Records from a data collection:
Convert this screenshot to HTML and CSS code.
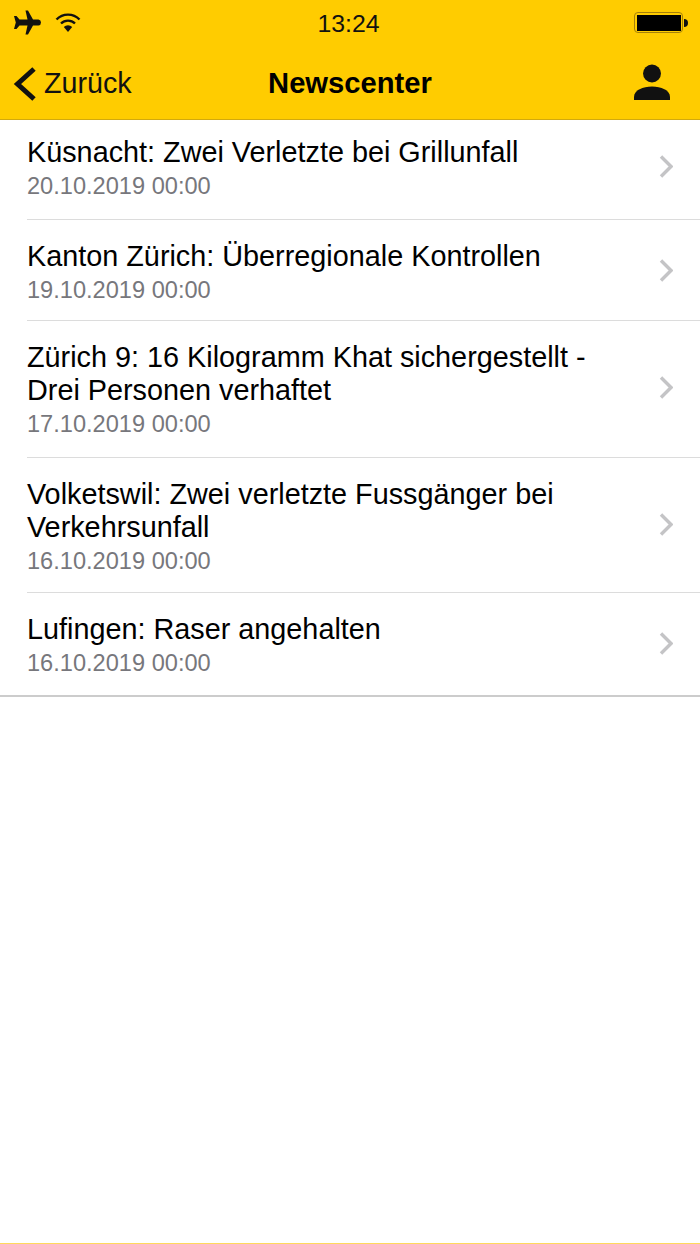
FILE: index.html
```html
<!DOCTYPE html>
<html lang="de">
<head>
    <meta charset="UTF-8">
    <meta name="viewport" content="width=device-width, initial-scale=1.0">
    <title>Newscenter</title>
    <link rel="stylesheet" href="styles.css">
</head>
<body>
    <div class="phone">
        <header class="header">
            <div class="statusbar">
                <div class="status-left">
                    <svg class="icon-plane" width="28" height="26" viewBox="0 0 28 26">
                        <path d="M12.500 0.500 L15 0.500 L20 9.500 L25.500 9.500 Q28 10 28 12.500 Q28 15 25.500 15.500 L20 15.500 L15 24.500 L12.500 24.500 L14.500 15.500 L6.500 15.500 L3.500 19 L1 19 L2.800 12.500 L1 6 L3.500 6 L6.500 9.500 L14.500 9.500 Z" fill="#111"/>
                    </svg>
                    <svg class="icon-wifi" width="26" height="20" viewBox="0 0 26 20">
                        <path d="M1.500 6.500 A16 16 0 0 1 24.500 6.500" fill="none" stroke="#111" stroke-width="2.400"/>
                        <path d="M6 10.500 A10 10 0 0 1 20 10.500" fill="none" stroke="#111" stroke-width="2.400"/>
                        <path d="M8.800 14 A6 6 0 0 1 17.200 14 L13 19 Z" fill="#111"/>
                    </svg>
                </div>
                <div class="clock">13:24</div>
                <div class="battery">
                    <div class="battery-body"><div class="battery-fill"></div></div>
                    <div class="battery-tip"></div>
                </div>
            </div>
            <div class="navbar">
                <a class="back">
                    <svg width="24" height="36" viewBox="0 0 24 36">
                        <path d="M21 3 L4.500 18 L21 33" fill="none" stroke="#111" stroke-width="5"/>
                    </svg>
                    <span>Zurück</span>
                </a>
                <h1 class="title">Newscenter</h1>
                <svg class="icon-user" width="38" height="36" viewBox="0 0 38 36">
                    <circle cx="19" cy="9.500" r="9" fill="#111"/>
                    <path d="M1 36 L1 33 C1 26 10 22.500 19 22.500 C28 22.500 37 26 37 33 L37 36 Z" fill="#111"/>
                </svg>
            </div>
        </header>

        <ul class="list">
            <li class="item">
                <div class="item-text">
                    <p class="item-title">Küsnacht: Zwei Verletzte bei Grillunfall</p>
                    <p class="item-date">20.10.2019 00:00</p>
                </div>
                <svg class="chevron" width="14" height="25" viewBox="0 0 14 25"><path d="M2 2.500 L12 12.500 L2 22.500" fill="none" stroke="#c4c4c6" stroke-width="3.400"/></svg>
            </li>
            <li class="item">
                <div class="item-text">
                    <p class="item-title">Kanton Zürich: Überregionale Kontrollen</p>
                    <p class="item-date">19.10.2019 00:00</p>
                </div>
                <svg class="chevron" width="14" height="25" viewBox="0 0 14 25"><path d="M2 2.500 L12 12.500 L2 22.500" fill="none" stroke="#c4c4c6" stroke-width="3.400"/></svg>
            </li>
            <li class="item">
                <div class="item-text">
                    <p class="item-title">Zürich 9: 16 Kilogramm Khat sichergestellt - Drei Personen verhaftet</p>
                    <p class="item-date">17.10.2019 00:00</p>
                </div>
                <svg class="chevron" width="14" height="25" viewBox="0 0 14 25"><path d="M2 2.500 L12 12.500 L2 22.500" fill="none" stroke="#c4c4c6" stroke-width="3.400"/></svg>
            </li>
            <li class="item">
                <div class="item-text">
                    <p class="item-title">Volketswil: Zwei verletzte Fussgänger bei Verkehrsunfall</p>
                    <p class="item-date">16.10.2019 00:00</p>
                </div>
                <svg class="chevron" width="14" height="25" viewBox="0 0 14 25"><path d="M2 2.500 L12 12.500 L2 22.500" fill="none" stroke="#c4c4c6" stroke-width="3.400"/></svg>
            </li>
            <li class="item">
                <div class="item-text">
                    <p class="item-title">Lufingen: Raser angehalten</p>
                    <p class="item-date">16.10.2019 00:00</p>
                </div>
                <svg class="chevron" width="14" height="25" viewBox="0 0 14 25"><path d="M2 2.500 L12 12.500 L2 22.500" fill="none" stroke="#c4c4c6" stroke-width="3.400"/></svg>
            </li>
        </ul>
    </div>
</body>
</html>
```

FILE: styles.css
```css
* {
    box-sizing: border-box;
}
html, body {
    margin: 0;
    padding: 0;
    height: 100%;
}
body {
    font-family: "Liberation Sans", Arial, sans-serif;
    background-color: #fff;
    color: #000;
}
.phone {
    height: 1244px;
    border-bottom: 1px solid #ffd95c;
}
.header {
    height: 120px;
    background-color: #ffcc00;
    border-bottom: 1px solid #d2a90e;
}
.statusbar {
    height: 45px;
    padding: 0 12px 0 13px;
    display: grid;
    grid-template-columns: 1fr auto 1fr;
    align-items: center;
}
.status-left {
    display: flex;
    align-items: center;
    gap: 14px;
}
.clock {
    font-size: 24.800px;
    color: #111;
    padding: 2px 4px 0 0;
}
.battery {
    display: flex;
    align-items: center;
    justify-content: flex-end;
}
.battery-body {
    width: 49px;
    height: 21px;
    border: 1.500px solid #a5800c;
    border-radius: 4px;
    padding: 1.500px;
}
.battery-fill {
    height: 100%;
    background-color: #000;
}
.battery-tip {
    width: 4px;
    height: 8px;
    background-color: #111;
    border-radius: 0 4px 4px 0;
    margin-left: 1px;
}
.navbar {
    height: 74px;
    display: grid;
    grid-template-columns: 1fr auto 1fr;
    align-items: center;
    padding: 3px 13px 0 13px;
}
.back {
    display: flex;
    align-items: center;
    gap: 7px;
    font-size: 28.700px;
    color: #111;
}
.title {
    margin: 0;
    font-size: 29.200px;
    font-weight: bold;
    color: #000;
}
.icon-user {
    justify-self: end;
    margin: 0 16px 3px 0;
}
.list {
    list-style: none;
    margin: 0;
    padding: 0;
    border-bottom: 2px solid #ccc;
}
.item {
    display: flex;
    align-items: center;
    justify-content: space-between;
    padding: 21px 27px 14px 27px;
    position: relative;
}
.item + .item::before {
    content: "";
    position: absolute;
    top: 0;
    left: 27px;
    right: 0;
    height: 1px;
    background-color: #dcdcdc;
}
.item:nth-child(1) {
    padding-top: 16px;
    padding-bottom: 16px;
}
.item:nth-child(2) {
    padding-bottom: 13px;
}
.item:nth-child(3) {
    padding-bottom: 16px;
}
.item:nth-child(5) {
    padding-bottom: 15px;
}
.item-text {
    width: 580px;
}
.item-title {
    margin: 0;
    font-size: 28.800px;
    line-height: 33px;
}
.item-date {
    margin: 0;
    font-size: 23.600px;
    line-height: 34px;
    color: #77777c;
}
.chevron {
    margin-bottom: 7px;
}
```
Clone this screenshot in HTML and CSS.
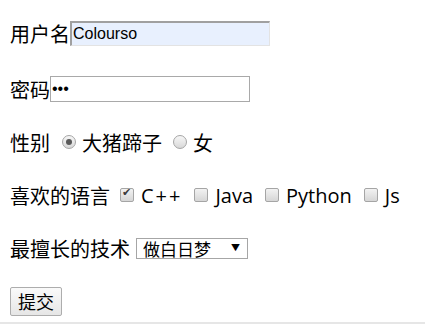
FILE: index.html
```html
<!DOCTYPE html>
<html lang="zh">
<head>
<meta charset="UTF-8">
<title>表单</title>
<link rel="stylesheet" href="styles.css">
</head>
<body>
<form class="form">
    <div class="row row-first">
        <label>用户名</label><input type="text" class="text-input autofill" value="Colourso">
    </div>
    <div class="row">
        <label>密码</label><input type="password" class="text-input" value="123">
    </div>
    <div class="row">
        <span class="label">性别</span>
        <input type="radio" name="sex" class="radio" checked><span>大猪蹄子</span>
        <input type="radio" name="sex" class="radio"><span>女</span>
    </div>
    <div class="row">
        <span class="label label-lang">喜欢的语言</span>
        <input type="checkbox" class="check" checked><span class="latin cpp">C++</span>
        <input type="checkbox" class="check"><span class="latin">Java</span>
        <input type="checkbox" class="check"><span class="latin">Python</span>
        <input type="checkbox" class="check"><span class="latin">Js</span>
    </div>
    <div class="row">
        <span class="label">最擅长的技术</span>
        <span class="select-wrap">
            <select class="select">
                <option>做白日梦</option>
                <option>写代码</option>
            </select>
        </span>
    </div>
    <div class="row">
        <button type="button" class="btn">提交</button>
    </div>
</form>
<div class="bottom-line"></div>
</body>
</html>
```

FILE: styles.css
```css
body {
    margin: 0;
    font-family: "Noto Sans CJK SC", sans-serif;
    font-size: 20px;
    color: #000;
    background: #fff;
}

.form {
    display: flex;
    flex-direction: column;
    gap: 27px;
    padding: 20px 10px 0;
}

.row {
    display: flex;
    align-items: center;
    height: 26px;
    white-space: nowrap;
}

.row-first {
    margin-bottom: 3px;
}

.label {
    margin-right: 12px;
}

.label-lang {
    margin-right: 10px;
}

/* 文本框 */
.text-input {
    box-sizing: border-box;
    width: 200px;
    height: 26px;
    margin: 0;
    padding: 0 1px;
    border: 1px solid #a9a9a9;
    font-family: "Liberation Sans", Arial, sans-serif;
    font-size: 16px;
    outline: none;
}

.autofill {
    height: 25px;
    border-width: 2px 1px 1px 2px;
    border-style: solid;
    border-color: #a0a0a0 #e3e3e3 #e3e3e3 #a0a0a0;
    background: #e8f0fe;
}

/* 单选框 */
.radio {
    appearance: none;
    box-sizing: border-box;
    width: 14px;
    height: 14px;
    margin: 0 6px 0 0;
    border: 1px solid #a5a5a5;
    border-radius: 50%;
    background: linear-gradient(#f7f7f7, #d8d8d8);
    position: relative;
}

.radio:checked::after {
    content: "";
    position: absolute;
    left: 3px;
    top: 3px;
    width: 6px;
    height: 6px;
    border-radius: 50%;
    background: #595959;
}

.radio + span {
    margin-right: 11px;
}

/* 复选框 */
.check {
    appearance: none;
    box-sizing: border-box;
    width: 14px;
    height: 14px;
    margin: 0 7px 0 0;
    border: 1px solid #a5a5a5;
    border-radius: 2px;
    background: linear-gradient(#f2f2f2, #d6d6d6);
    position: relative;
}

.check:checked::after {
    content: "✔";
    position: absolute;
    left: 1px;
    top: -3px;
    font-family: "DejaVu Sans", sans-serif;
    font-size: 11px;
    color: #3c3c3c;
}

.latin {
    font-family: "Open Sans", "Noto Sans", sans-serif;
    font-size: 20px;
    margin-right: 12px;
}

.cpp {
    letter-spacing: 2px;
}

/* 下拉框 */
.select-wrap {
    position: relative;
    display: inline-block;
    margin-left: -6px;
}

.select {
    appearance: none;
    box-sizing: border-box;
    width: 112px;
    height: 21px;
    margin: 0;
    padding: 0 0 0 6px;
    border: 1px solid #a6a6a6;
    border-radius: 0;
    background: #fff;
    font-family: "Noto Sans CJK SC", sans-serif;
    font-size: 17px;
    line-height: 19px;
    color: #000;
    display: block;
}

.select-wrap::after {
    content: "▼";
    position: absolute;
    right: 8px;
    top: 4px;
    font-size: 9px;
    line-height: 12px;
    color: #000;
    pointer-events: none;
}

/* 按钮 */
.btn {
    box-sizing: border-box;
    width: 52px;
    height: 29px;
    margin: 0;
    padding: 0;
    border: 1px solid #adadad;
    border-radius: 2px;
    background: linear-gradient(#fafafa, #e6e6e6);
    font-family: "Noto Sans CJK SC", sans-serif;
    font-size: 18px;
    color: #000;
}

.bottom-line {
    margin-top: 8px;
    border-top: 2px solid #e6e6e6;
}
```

#### [Aim of the task]
Locate all lines that include the word "this" and copy them out.

#### [Problem solution]
Convert this screenshot to HTML and CSS code.
Clone this screenshot in HTML and CSS.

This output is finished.